November 16, 2021 at 8:53 pm #9114
We often think that range or working dogs may be as desired, but that would be unusual. When we select for behaviors, we may inadvertently select for extremes and those extremes may be pathological, as was the case in one other presentation at this meeting. This happens in both working and pet dogs, but the manifestations may differ, and the outcomes may differ.
Regardless of species and whether you are looking at normal or pathology, In experimental neuropsychology, arousal is defined as the level to which you react and reactivity is defined as both the # of behaviors shown and the # of circumstances that trigger those behaviors. One could also argue that arousal could be measured by level to which the reactive behaviors occur.
However, this is all assuming normal behaviors. In other words, the Yerkes-Dodman law applies in normal, non-pathological dogs. In normal, non-pathological dogs you can get dogs who become so aroused that they are beyond helpful decision making and become more impulsive.
In truly pathologically anxious dogs – which may have been the dog in the video – the situation is more complex and worse for both the dog and outcomes. In pathologically anxious dogs thresholds for reaction are lowered significantly compared to the “normal” population (and this can be measured on a distribution with the best data from laboratory rodents) so that the dogs will show the extreme behaviors in contexts and at levels of stimulation not seen in most dogs. Additionally, pathologically anxious dogs react with extreme speed so that the time before which they can be pulled back almost cannot be helpfully detected. These dogs also react to a much higher level, show a constellation of distress and extreme behaviors outside the range of those seen in non-pathological dogs, and take a very long time to return to baseline, which may also change after these events.

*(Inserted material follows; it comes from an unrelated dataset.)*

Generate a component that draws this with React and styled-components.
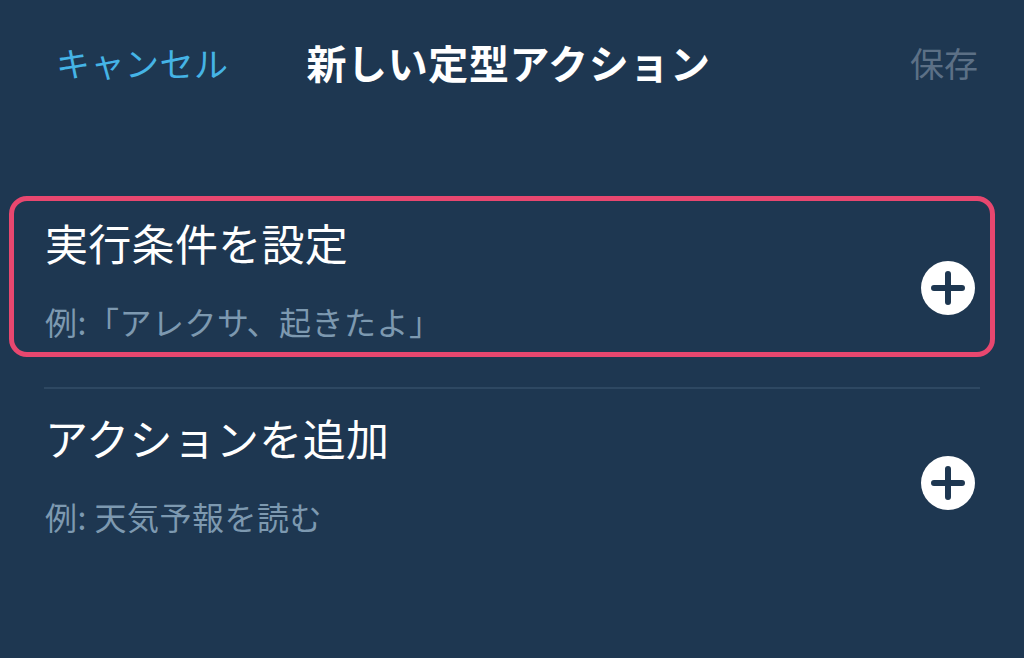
import React from 'react';
import styled, { createGlobalStyle } from 'styled-components';

const GlobalStyle = createGlobalStyle`
    html, body {
        margin: 0;
        padding: 0;
        background: #1e3751;
    }
    body {
        font-family: "Noto Sans CJK JP", "Noto Sans", sans-serif;
    }
`;

const Screen = styled.div`
    width: 1024px;
    height: 658px;
    background: #1e3751;
    overflow: hidden;
`;

const Header = styled.div`
    height: 124px;
    display: flex;
    align-items: center;
    padding: 0 46px 0 56px;
`;

const Cancel = styled.span`
    font-size: 34px;
    color: #45b4e6;
    letter-spacing: 0.5px;
`;

const Title = styled.span`
    font-size: 40px;
    font-weight: 700;
    color: #ffffff;
    margin-left: 78px;
    flex: 1;
    letter-spacing: 0.6px;
`;

const Save = styled.span`
    font-size: 34px;
    color: #5c7086;
`;

const Content = styled.div`
    padding: 72px 29px 0 9px;
    display: flex;
    flex-direction: column;
`;

const Row = styled.div`
    display: flex;
    align-items: center;
    justify-content: space-between;
    border: 5px solid ${(p) => (p.highlighted ? '#e8476f' : 'transparent')};
    border-radius: 18px;
    padding: 0 15px 0 31px;
`;

const RowText = styled.div`
    display: flex;
    flex-direction: column;
    padding: 15px 0 13px 0;
`;

const RowTitle = styled.div`
    font-size: 43px;
    line-height: 52px;
    color: #ffffff;
    letter-spacing: 0.3px;
`;

const RowExample = styled.div`
    font-size: 32px;
    line-height: 36px;
    color: #7d99b0;
    margin-top: 35px;
    letter-spacing: 0.5px;
    white-space: pre;
`;

const PlusButton = styled.div`
    width: 54px;
    height: 54px;
    border-radius: 50%;
    background: #ffffff;
    display: flex;
    align-items: center;
    justify-content: center;
    margin-top: 22px;
`;

const Divider = styled.div`
    height: 2px;
    background: #2e4862;
    margin: 30px 15px 2px 35px;
`;

const Plus = () => (
    <PlusButton>
        <svg width="34" height="34" viewBox="0 0 34 34">
            <path d="M17 3 V31 M3 17 H31" stroke="#1e3751" strokeWidth="6" strokeLinecap="round" />
        </svg>
    </PlusButton>
);

export default function App() {
    return (
        <Screen>
            <GlobalStyle />
            <Header>
                <Cancel>キャンセル</Cancel>
                <Title>新しい定型アクション</Title>
                <Save>保存</Save>
            </Header>
            <Content>
                <Row highlighted>
                    <RowText>
                        <RowTitle>実行条件を設定</RowTitle>
                        <RowExample>例:「アレクサ、起きたよ」</RowExample>
                    </RowText>
                    <Plus />
                </Row>
                <Divider />
                <Row>
                    <RowText>
                        <RowTitle>アクションを追加</RowTitle>
                        <RowExample>例: 天気予報を読む</RowExample>
                    </RowText>
                    <Plus />
                </Row>
            </Content>
        </Screen>
    );
}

In this lecture, I noted that the quality of dog’s behaviour changed – this was seen in the video: the high pitched, repetitive, distressed barks and vocalizations have a series of sonographic signatures associated with situations eliciting distress and often seen in situations when dogs are having difficulty gaining information or making helpful use of the information they have available. This sympathetic arousal creates a heightened hypothalamic-pituitary-adrenal response that raises cortisol levels. At high levels animals – none of them – can learn because to generate enough brain derived neurotrophic factor (BDNF) needed to simulate cystosolic element binding protein (CREB) to encourage neurons to make the new proteins required for learning requires intermediate levels of high levels of BDNF which are available only at intermediate levels of cortisol. As a result, learning is inhibited for much longer than the event due to cortisol acting a hormone response element that blocks genetic transcription, and because the chronically elevated cortisol decreased the number of neurons in the hippocampus and amygdala (areas required for learning) and makes the hypothalmus more reactive. All of this also appears to be involved in an inflammatory response which may damage some of the brain’s buffering capacity.
In short – the dog in front of us is telling us a lot about how they perceive what we are doing with and to them and what we are asking them to do. What we think we are doing and what we are doing may be 2 different things.